**What to work on:**
Filter the records below and copy every line containing the word "index".

■ ■ ■ ■ ■ ■ ■

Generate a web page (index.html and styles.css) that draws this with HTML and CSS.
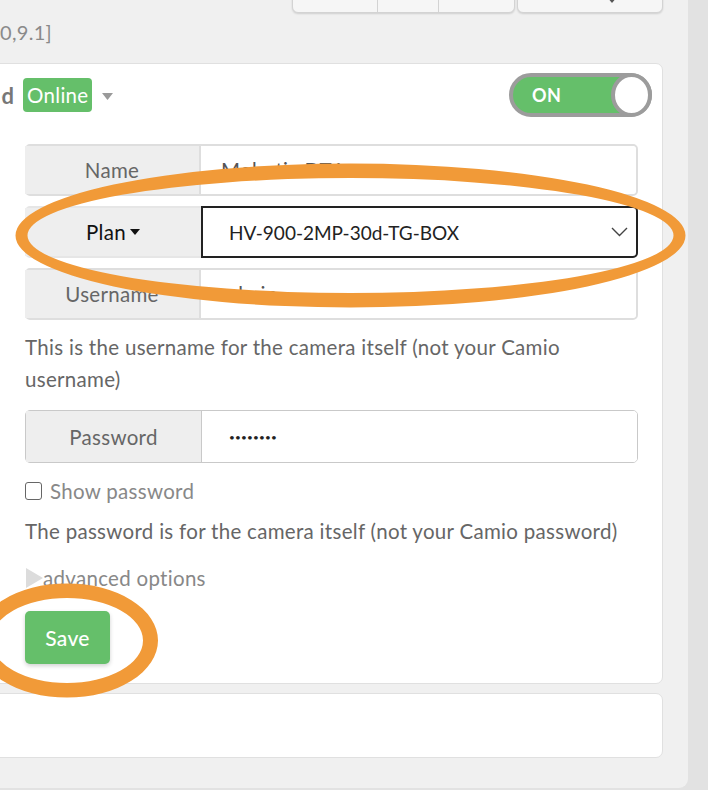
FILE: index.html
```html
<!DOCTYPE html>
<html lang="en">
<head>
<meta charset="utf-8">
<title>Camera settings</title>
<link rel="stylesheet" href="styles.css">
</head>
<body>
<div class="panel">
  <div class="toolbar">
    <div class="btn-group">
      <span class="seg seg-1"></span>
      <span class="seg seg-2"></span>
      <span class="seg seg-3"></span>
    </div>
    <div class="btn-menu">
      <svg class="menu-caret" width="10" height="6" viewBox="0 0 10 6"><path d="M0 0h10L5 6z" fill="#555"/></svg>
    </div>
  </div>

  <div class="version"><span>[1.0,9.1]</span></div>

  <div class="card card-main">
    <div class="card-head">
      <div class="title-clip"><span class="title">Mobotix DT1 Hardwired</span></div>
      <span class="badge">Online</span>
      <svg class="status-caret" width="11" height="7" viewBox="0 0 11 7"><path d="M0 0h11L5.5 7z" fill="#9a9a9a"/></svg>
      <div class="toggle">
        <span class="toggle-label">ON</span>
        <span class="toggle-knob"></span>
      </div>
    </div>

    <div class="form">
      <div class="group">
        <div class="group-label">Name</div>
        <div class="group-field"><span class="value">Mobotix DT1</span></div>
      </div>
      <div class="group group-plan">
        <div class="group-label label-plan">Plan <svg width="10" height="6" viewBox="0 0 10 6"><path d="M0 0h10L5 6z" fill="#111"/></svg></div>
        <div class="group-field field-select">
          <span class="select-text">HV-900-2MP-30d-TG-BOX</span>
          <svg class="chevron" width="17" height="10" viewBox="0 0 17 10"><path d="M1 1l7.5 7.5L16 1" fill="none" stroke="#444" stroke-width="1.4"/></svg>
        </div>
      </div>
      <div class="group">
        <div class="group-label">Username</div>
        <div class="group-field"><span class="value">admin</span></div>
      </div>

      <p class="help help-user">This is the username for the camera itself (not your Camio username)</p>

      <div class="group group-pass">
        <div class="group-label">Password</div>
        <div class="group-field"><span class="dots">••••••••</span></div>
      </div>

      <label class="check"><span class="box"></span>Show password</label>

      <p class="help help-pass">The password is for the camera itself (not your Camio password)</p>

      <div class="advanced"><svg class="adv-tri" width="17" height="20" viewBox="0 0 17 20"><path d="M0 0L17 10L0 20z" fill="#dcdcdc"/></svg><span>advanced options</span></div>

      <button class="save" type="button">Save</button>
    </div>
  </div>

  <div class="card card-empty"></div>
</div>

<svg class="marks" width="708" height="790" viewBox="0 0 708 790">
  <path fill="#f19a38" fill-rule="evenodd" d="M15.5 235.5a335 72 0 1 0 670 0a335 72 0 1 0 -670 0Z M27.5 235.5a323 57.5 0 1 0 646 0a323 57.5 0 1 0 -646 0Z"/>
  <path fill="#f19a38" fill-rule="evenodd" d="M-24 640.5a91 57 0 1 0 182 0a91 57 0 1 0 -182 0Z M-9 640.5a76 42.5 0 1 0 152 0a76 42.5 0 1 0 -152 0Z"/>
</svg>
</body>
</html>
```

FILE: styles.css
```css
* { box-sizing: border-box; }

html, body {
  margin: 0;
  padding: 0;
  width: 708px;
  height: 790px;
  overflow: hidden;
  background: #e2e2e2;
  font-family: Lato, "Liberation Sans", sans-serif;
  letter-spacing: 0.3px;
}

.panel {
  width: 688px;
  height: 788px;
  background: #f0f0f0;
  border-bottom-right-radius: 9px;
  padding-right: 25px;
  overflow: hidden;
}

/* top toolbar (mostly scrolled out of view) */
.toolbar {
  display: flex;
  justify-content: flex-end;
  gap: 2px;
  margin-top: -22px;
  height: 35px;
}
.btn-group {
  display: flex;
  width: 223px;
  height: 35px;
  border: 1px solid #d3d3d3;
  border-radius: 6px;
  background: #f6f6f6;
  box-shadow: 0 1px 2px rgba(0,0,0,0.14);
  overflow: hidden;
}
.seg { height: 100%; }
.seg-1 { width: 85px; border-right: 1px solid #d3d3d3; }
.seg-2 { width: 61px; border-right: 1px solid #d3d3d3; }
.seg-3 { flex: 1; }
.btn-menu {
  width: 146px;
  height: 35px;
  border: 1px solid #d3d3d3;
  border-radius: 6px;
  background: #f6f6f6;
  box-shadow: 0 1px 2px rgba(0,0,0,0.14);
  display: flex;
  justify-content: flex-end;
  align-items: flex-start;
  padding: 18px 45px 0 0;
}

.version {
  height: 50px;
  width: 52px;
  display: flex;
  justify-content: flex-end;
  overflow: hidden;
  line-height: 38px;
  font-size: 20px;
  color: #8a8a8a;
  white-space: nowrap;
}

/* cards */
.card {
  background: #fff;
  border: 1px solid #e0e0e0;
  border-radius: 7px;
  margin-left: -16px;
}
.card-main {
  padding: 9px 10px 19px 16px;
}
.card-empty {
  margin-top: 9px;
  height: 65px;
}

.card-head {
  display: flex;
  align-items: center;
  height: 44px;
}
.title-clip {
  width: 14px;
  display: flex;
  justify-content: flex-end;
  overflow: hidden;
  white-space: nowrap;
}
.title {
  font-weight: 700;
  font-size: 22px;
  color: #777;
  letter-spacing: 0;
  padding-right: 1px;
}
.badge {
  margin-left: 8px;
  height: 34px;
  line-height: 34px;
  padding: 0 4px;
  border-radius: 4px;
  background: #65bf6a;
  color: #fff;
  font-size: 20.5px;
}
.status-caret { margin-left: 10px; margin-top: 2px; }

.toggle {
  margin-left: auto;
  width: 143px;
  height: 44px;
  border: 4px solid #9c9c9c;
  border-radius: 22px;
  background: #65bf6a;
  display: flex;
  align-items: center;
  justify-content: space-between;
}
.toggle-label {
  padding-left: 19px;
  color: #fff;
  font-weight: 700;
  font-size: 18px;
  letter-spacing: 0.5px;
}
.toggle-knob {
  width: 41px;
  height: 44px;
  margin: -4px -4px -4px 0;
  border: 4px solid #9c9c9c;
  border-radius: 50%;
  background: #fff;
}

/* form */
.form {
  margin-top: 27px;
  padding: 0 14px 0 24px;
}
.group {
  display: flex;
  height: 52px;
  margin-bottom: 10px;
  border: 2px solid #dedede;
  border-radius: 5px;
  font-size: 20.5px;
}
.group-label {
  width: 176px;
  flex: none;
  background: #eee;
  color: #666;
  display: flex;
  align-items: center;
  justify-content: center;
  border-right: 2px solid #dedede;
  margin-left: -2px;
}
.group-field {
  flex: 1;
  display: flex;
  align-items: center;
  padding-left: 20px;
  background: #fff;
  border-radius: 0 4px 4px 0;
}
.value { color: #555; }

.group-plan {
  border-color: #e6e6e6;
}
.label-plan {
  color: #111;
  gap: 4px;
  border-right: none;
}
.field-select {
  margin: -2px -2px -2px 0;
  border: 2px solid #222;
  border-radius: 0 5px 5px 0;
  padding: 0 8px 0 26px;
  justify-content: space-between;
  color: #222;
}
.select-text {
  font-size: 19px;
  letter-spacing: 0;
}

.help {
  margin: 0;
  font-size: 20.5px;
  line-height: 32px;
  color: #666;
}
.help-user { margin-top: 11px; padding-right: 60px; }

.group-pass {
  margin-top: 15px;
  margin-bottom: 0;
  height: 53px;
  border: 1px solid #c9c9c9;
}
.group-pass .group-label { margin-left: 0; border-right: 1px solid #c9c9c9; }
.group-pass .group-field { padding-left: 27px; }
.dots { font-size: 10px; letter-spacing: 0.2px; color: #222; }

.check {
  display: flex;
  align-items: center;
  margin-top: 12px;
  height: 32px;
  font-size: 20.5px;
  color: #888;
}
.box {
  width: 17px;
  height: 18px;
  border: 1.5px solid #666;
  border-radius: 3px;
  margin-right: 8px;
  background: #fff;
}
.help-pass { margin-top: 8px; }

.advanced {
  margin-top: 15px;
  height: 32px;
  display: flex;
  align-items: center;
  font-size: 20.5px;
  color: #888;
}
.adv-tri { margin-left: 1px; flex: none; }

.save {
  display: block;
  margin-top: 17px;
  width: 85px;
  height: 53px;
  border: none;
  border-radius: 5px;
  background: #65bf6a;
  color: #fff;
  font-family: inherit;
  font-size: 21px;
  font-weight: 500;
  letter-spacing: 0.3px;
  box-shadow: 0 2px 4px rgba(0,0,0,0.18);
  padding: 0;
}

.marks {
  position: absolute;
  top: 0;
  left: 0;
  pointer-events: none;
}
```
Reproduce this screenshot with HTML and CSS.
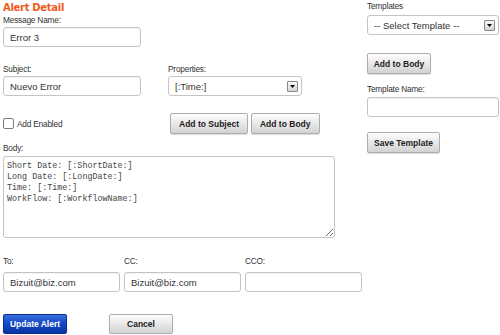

■ ■ ■ ■ ■ ■ ■

**Complete output:**
Generate a web page (index.html and styles.css) that draws this with HTML and CSS.
FILE: index.html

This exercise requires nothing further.